Thursday, December 26, 2013

Correlation and Causation (It's Kind of a Big Deal)

My sister sent me a link to an article titled "Earn more money, when you have more sex, study says (seriously!)" Being a math teacher herself, she had some doubts about the article's claims. She linked me to the study on which the article was based and passed along her thoughts on its methods:
Is it me, or are the guy's statistical interpretations (from the journal article) not all correct? Sketchy claims include: 

"For both sexes, in Panel I, we observe that a one standard deviation increase in sexual activity increases hourly wages by 3.2%, other things being equal." 

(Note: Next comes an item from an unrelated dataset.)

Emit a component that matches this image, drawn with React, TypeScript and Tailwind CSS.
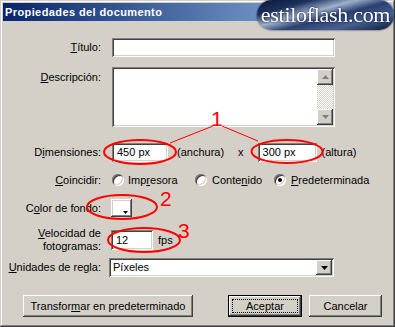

"The importance of the sexual activity variable can also be assessed by the fact that if we regress a single wage equation without the sexual activity variable, the R^2 is 0.821, while if we consider the sexual activity variable (as in Table 5), the R^2 is 0.842. In other words, the wage estimation becomes more precise if we consider the sexual activity variable." 

Um, R^2 always goes up when you add an additional variable, that's why we use adjusted R^2?

Not to mention the implied causation claim. I am not surprised at the correlation since there's a documented positive correlation between being married and having higher income, but really "Earn more money when you have more sex"?
My sister hit the nail on the head with the R-squared thing. To quote the stats textbook I keep in my cubicle for the purpose of making my coworkers think I'm smart, "in practice, the best model found by the R-squared criterion will rarely be the model with the largest R-squared." Adding additional explanatory variables to a regression equation will always increase R-squared, whether or not those variables are truly significant. Adjusted R-squared takes into account the number of explanatory terms already present in the model, and is often a better way to determine which variables are worth retaining in a regression equation-- it helps temper the impulse to cram in as many explanatory variables as possible. I would not interpret an increased R-squared as conclusive evidence that the sexual activity variable is worth retaining in the final regression equation.

The causation claim raised my suspicions as well. It's very difficult, often impossible, to prove causation in an observational study like this one-- there are a million confounding variables out there. "Correlation doesn't prove causation" has become the go-to comeback favored by science fans the world over. It's an easy shot to take at almost any of these attention-grabbing, "studies show" headlines. It's so easy it could feel like a cheat code for sounding smart, if it weren't so often true and applicable.

This excellent needlepoint design is sadly sold out on Etsy.